- Born: 1845 Vranje
- Died: 16 June 1878 (aged 32–33)
- Occupation: Freedom fighter

= Rista Cvetković-Božinče =

Rista Cvetković-Božinče (born 1845, died 16 June 1878) was one of the earliest freedom-fighters for the Macedonian struggle and Old Serbia during the time of the Kumanovo Uprising and a little after.

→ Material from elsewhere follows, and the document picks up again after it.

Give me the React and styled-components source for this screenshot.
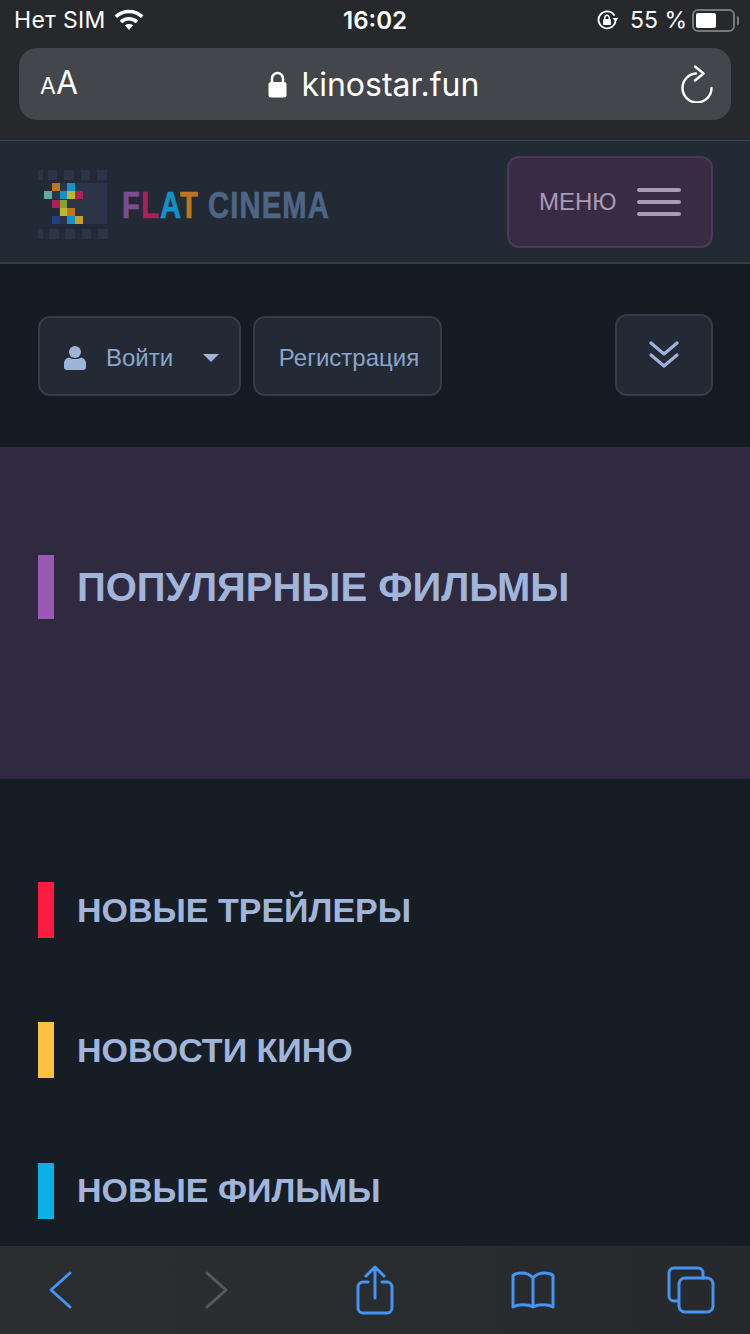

Rista Cvetković-Božinče, who came from Vranje, had submitted a proposal that reflected a general dissatisfaction with Ottoman rule in 1878. He collected on a request of 5,000 signatures and 800 municipal seals a petition that wanted Skopje, Veles and Tikvas to join the Principality of Serbia. The collection of signatures happened during the Kumanovo Uprising and even after it was suppressed. It was also at the height of the Bulgarian Exarchate propaganda in Macedonia and Old Serbia. The petitions were mainly directed to Prince Milan I of Serbia and Emperor Alexander II of Russia, but also addressed to European diplomats and the sultan. The Turkish authorities and the Bulgarian Exarchate clergy tried hard to convict Cvetković who collected the signatures.

According to Spiridon Gopčević, Cvetković met a most heinous fate when he was caught with the "smoking gun" – the petition with signatories and the municipal seals. He was mercilessly quartered on the Skopje-Kumanovo road by the Ottoman gandermerie. His murder took place on 16 June 1878.

In the request for unification with Serbia, the application had more than 50 municipal seals but no signature because 250 people from Skopje were arrested who signed Cvetković's petition, and only 50 of them were released from the casemates. The others were executed.